1. An erosion protection unit characterised in that it comprises a tetrahedral frame comprising six outer elongate members (9) arranged in the outline of a tetrahedron, and a triaxial central strut arrangement (11) comprising of three struts (13, 15, 17) arranged mutually perpendicular to one another and passing though the geometric centre of the tetrahedron, such that each outer member (9) is braced by a strut (13, 15, 17) passing from its centre to the centre of a second opposite outer member (9).

2. An erosion protection unit according to claim 1 characterised in that the six outer elongate members (9) are arranged in the outline of a regular tetrahedron such that each face of the tetrahedral frame describes an equilateral triangle.

3. An erosion protection unit according to claim 1 characterised in that the frame is made of a settable composition.

4. An erosion protection unit according to claim 3 characterised in that the centre strut arrangement (11) is integrally moulded with the six outer frame members (9).
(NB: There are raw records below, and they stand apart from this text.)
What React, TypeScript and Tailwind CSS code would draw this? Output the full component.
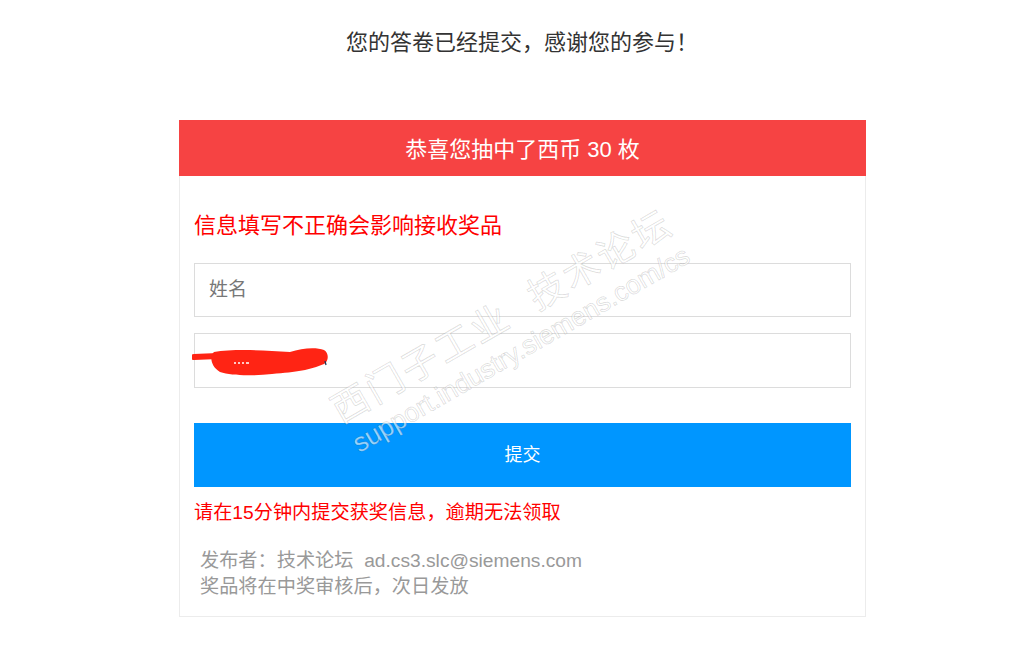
import { useState } from "react";

function Scribble() {
  // 手机号被红笔涂掉的部分
  return (
    <svg
      className="pointer-events-none absolute left-[-2px] top-[14px]"
      width="140"
      height="32"
      viewBox="0 0 140 32"
    >
      <path d="M2 10 L26 9" stroke="#ff2414" strokeWidth="6" strokeLinecap="round" />
      <path
        d="M22 5 C40 2 70 3 98 5 C110 1 124 0 132 3 C137 6 137 14 132 17 C118 23 105 25 80 27 C60 29 40 29 28 25 C19 20 17 9 22 5 Z"
        fill="#ff2414"
      />
      <path d="M42 16 h2 M46 16 h2 M50 16 h2 M54 16 h3" stroke="#ffffff" strokeWidth="1.4" />
      <path d="M133 14 l1 4" stroke="#1d3b5a" strokeWidth="1.3" />
    </svg>
  );
}

function Watermark() {
  return (
    <div className="pointer-events-none absolute left-[332px] top-[212px] -translate-x-1/2 -translate-y-1/2 -rotate-[30deg] flex flex-col items-center whitespace-nowrap select-none">
      <span className="text-[37px] leading-[40px] tracking-[3px] text-white/60 [-webkit-text-stroke:1px_rgba(0,0,0,0.13)]">
        西门子工业&nbsp;&nbsp;技术论坛
      </span>
      <span className="text-[26.5px] leading-[34px] text-white/60 [-webkit-text-stroke:1px_rgba(0,0,0,0.13)]">
        support.industry.siemens.com/cs
      </span>
    </div>
  );
}

export default function App() {
  const [name, setName] = useState("");
  const [phone, setPhone] = useState("");

  return (
    <div className="min-h-[658px] bg-white font-['Liberation_Sans','Noto_Sans_CJK_SC',sans-serif]">
      <h1 className="pt-[30px] pl-[24px] text-center text-[22px] leading-[26px] text-[#333]">
        您的答卷已经提交，感谢您的参与！
      </h1>

      <div className="relative ml-[179px] mt-[64px] w-[687px]">
        <div className="flex h-[56px] items-center justify-center pt-[3px] bg-[#f64343] text-[22px] text-white">
          恭喜您抽中了西币 30 枚
        </div>

        <div className="border-x border-b border-[#ececec] px-[14px] pt-[35px] pb-[16px]">
          <p className="text-[22px] leading-[30px] text-[#ff0000]">信息填写不正确会影响接收奖品</p>

          <form
            className="mt-[22px] flex flex-col"
            onSubmit={(e) => e.preventDefault()}
          >
            <input
              type="text"
              value={name}
              onChange={(e) => setName(e.target.value)}
              placeholder="姓名"
              className="h-[54px] border border-[#dcdcdc] px-[14px] text-[19px] text-[#333] placeholder-[#777] outline-none"
            />
            <div className="relative mt-[16px]">
              <input
                type="text"
                value={phone}
                onChange={(e) => setPhone(e.target.value)}
                className="h-[55px] w-full border border-[#dcdcdc] px-[14px] text-[19px] text-[#333] outline-none"
              />
              {phone === "" && <Scribble />}
            </div>
            <button
              type="submit"
              className="mt-[35px] h-[64px] bg-[#0096ff] text-[18px] text-white"
            >
              提交
            </button>
          </form>

          <p className="mt-[13px] text-[19.2px] leading-[26px] text-[#ff0000]">
            请在15分钟内提交获奖信息，逾期无法领取
          </p>

          <div className="mt-[22px] pl-[6px] text-[19.2px] leading-[26px] text-[#999]">
            <p>发布者：技术论坛&nbsp;&nbsp;ad.cs3.slc@siemens.com</p>
            <p>奖品将在中奖审核后，次日发放</p>
          </div>
        </div>

        <Watermark />
      </div>
    </div>
  );
}
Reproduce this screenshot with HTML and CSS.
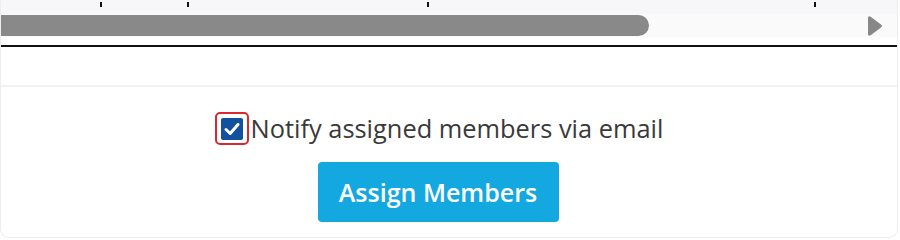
FILE: index.html
```html
<!DOCTYPE html>
<html>
<head>
<meta charset="utf-8">
<link rel="stylesheet" href="styles.css">
</head>
<body>
<div class="card">
  <div class="ruler">
    <span class="tick t1"></span>
    <span class="tick t2"></span>
    <span class="tick t3"></span>
    <span class="tick t4"></span>
  </div>
  <div class="scrollbar">
    <div class="thumb"></div>
    <svg class="arrow" width="18" height="24" viewBox="0 0 18 24"><path d="M3 4 Q3 1 6 3 L16 10.5 Q18 12 16 13.5 L6 21 Q3 23 3 20 Z" fill="#888"/></svg>
  </div>
  <div class="axis"></div>
  <div class="chart-space"></div>
  <div class="footer">
    <label class="notify">
      <span class="cb-wrap"><span class="cb"><svg width="22" height="22" viewBox="0 0 22 22"><path d="M5 11.5 L9.2 15.5 L17 6.5" fill="none" stroke="#fff" stroke-width="3" stroke-linecap="round" stroke-linejoin="round"/></svg></span></span>
      <span class="label-text">Notify assigned members via email</span>
    </label>
    <button class="btn">Assign Members</button>
  </div>
</div>
</body>
</html>
```
FILE: styles.css
```css
html, body { margin: 0; padding: 0; background: #fff; }
body { font-family: "Open Sans", "Liberation Sans", sans-serif; width: 900px; height: 240px; overflow: hidden; }
.card {
  width: 898px;
  height: 238px;
  border: 1px solid #ececf2;
  border-top: none;
  border-radius: 0 0 9px 9px;
  overflow: hidden;
  display: flex;
  flex-direction: column;
  box-sizing: border-box;
}
.ruler { height: 14px; background: #f7f7fa; position: relative; }
.tick { position: absolute; top: 2px; width: 2px; height: 5px; background: #111; }
.t1 { left: 99px; }
.t2 { left: 186px; }
.t3 { left: 426px; }
.t4 { left: 813px; }
.scrollbar { height: 23px; background: #fafafa; display: flex; align-items: center; justify-content: space-between; padding-right: 14px; }
.thumb { width: 648px; height: 21px; background: #898989; border-radius: 0 11px 11px 0; }
.arrow { display: block; }
.axis { margin-top: 8px; height: 2px; background: #111; }
.chart-space { height: 38px; background: #fff; border-bottom: 2px solid #f1f1f4; }
.footer { flex: 1; display: flex; flex-direction: column; align-items: center; padding-top: 25px; padding-right: 20px; gap: 17px; }
.notify { display: flex; align-items: center; gap: 2px; cursor: pointer; }
.cb-wrap { border: 2px solid #d9282f; border-radius: 5px; display: flex; align-items: center; justify-content: center; box-sizing: border-box; width: 34px; height: 33px; }
.cb { width: 22px; height: 22px; background: #11519e; border-radius: 2px; display: block; }
.cb svg { display: block; }
.label-text { font-size: 25.4px; color: #3a3a3a; line-height: 33px; }
.btn {
  font-family: "Open Sans", "Liberation Sans", sans-serif;
  font-weight: 600;
  font-size: 25px;
  color: #fff;
  background: #14a8e0;
  border: none;
  border-radius: 4px;
  width: 241px;
  height: 60px;
  padding: 0;
  margin-right: 2px;
}
```
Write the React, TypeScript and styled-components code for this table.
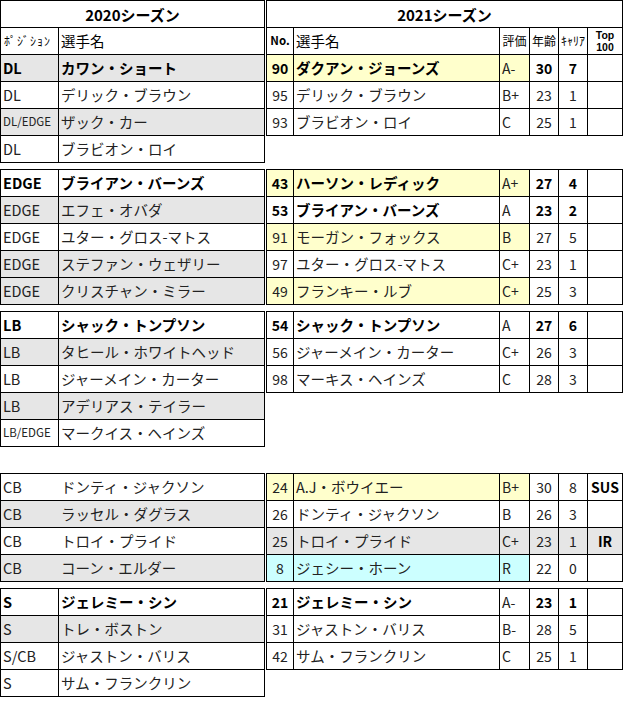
import styled, { createGlobalStyle } from "styled-components";

const GlobalStyle = createGlobalStyle`
  body {
    margin: 0;
    background: #fff;
    font-family: "Noto Sans CJK JP", "Noto Sans", sans-serif;
    color: #000;
  }
`;

type Fill = "yellow" | "cyan" | "gray";

interface LeftRow {
  pos: string;
  name: string;
  bold?: boolean;
  gray?: boolean;
  small?: boolean;
}

interface RightRow {
  no: string;
  name: string;
  grade: string;
  age: string;
  career: string;
  top?: string;
  bold?: boolean;
  fill?: Fill;
}

interface Section {
  gap: number;
  divider?: boolean;
  left: LeftRow[];
  right: RightRow[];
}

const fills: Record<Fill, string> = {
  yellow: "#ffffcc",
  cyan: "#ccffff",
  gray: "#e6e6e6",
};

const sections: Section[] = [
  {
    gap: 6,
    left: [
      { pos: "EDGE", name: "ブライアン・バーンズ", bold: true },
      { pos: "EDGE", name: "エフェ・オバダ", gray: true },
      { pos: "EDGE", name: "ユター・グロス-マトス" },
      { pos: "EDGE", name: "ステファン・ウェザリー", gray: true },
      { pos: "EDGE", name: "クリスチャン・ミラー", gray: true },
    ],
    right: [
      { no: "43", name: "ハーソン・レディック", grade: "A+", age: "27", career: "4", bold: true, fill: "yellow" },
      { no: "53", name: "ブライアン・バーンズ", grade: "A", age: "23", career: "2", bold: true },
      { no: "91", name: "モーガン・フォックス", grade: "B", age: "27", career: "5", fill: "yellow" },
      { no: "97", name: "ユター・グロス-マトス", grade: "C+", age: "23", career: "1" },
      { no: "49", name: "フランキー・ルブ", grade: "C+", age: "25", career: "3", fill: "yellow" },
    ],
  },
  {
    gap: 6,
    left: [
      { pos: "LB", name: "シャック・トンプソン", bold: true },
      { pos: "LB", name: "タヒール・ホワイトヘッド", gray: true },
      { pos: "LB", name: "ジャーメイン・カーター" },
      { pos: "LB", name: "アデリアス・テイラー", gray: true },
      { pos: "LB/EDGE", name: "マークイス・ヘインズ", small: true },
    ],
    right: [
      { no: "54", name: "シャック・トンプソン", grade: "A", age: "27", career: "6", bold: true },
      { no: "56", name: "ジャーメイン・カーター", grade: "C+", age: "26", career: "3" },
      { no: "98", name: "マーキス・ヘインズ", grade: "C", age: "28", career: "3" },
    ],
  },
  {
    gap: 26,
    divider: false,
    left: [
      { pos: "CB", name: "ドンティ・ジャクソン" },
      { pos: "CB", name: "ラッセル・ダグラス", gray: true },
      { pos: "CB", name: "トロイ・プライド" },
      { pos: "CB", name: "コーン・エルダー", gray: true },
    ],
    right: [
      { no: "24", name: "A.J・ボウイエー", grade: "B+", age: "30", career: "8", top: "SUS", fill: "yellow" },
      { no: "26", name: "ドンティ・ジャクソン", grade: "B", age: "26", career: "3" },
      { no: "25", name: "トロイ・プライド", grade: "C+", age: "23", career: "1", top: "IR", fill: "gray" },
      { no: "8", name: "ジェシー・ホーン", grade: "R", age: "22", career: "0", fill: "cyan" },
    ],
  },
  {
    gap: 6,
    left: [
      { pos: "S", name: "ジェレミー・シン", bold: true },
      { pos: "S", name: "トレ・ボストン", gray: true },
      { pos: "S/CB", name: "ジャストン・バリス" },
      { pos: "S", name: "サム・フランクリン" },
    ],
    right: [
      { no: "21", name: "ジェレミー・シン", grade: "A-", age: "23", career: "1", bold: true },
      { no: "31", name: "ジャストン・バリス", grade: "B-", age: "28", career: "5" },
      { no: "42", name: "サム・フランクリン", grade: "C", age: "25", career: "1" },
    ],
  },
];

const firstLeft: LeftRow[] = [
  { pos: "DL", name: "カワン・ショート", bold: true, gray: true },
  { pos: "DL", name: "デリック・ブラウン" },
  { pos: "DL/EDGE", name: "ザック・カー", gray: true, small: true },
  { pos: "DL", name: "ブラビオン・ロイ" },
];

const firstRight: RightRow[] = [
  { no: "90", name: "ダクアン・ジョーンズ", grade: "A-", age: "30", career: "7", bold: true, fill: "yellow" },
  { no: "95", name: "デリック・ブラウン", grade: "B+", age: "23", career: "1" },
  { no: "93", name: "ブラビオン・ロイ", grade: "C", age: "25", career: "1" },
];

const Sheet = styled.div`
  display: flex;
  flex-direction: column;
  width: 630px;
`;

const Group = styled.div<{ $gap: number }>`
  display: flex;
  align-items: flex-start;
  gap: 1px;
  margin-top: ${(p) => p.$gap}px;
`;

const Block = styled.div<{ $cols: string }>`
  display: grid;
  grid-template-columns: ${(p) => p.$cols};
  border-top: 1px solid #000;
  border-left: 1px solid #000;
`;

const Cell = styled.div<{
  $bg?: string;
  $center?: boolean;
  $bold?: boolean;
  $size?: number;
  $noRight?: boolean;
}>`
  box-sizing: border-box;
  height: 27px;
  padding: 0 2px;
  display: flex;
  align-items: center;
  justify-content: ${(p) => (p.$center ? "center" : "flex-start")};
  border-right: ${(p) => (p.$noRight ? "none" : "1px solid #000")};
  border-bottom: 1px solid #000;
  background: ${(p) => p.$bg ?? "#fff"};
  font-size: ${(p) => p.$size ?? 14.5}px;
  font-weight: ${(p) => (p.$bold ? 700 : 400)};
  color: ${(p) => (p.$bold ? "#000" : "#222")};
  white-space: nowrap;
  overflow: hidden;
  line-height: 1;
`;

const HeadCell = styled(Cell)`
  color: #000;
`;

const Title = styled(Cell)`
  grid-column: 1 / -1;
  justify-content: center;
  font-size: 15px;
  font-weight: 700;
  color: #000;
`;

const HalfKana = styled(HeadCell)`
  padding-left: 3px;
  letter-spacing: 1px;
`;

const TopHead = styled(Cell)`
  flex-direction: column;
  justify-content: center;
  font-family: "Liberation Sans", Arial, sans-serif;
  font-size: 10.5px;
  font-weight: 700;
  color: #000;
  line-height: 12px;

  span {
    display: block;
    height: 12px;
  }
`;

const LEFT_COLS = "58px 206px";
const RIGHT_COLS = "27px 206px 30px 29px 29px 35px";

function LeftRows({ rows, divider = true }: { rows: LeftRow[]; divider?: boolean }) {
  return (
    <>
      {rows.map((r, i) => {
        const bg = r.gray ? fills.gray : undefined;
        return (
          <div key={i} style={{ display: "contents" }}>
            <Cell $bg={bg} $bold={r.bold} $size={r.small ? 11.5 : 14.5} $noRight={!divider}>
              {r.pos}
            </Cell>
            <Cell $bg={bg} $bold={r.bold}>
              {r.name}
            </Cell>
          </div>
        );
      })}
    </>
  );
}

function RightRows({ rows }: { rows: RightRow[] }) {
  return (
    <>
      {rows.map((r, i) => {
        const main = r.fill ? fills[r.fill] : undefined;
        const rest = r.fill === "gray" ? fills.gray : undefined;
        return (
          <div key={i} style={{ display: "contents" }}>
            <Cell $bg={main} $bold={r.bold} $center $size={14}>
              {r.no}
            </Cell>
            <Cell $bg={main} $bold={r.bold}>
              {r.name}
            </Cell>
            <Cell $bg={main} $size={14}>
              {r.grade}
            </Cell>
            <Cell $bg={rest} $bold={r.bold} $center $size={14}>
              {r.age}
            </Cell>
            <Cell $bg={rest} $bold={r.bold} $center $size={14}>
              {r.career}
            </Cell>
            <Cell $bg={rest} $bold $center $size={14}>
              {r.top ?? ""}
            </Cell>
          </div>
        );
      })}
    </>
  );
}

export default function App() {
  return (
    <>
      <GlobalStyle />
      <Sheet>
        <Group $gap={0}>
          <Block $cols={LEFT_COLS}>
            <Title>2020シーズン</Title>
            <HalfKana $size={12}>ﾎﾟｼﾞｼｮﾝ</HalfKana>
            <HeadCell>選手名</HeadCell>
            <LeftRows rows={firstLeft} />
          </Block>
          <Block $cols={RIGHT_COLS}>
            <Title>2021シーズン</Title>
            <HeadCell $bold $center $size={11.5}>No.</HeadCell>
            <HeadCell>選手名</HeadCell>
            <HeadCell $size={12} $center>評価</HeadCell>
            <HeadCell $size={12} $center>年齢</HeadCell>
            <HeadCell $size={12} $center>ｷｬﾘｱ</HeadCell>
            <TopHead>
              <span>Top</span>
              <span>100</span>
            </TopHead>
            <RightRows rows={firstRight} />
          </Block>
        </Group>
        {sections.map((s, i) => (
          <Group key={i} $gap={s.gap}>
            <Block $cols={LEFT_COLS}>
              <LeftRows rows={s.left} divider={s.divider !== false} />
            </Block>
            <Block $cols={RIGHT_COLS}>
              <RightRows rows={s.right} />
            </Block>
          </Group>
        ))}
      </Sheet>
    </>
  );
}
5. An erosion protection unit according to claim 4 characterised in that the unit is cast in concrete using four identical mould sections, the six outer members (9) being substantially, but not completely, circular in cross-section.

6. An erosion protection unit according to claim 1 characterised in that four apex struts (39, 41, 43, 45) are arranged to pass from each apex of the tetrahedral frame to the geometric centre (37) of the tetrahedron.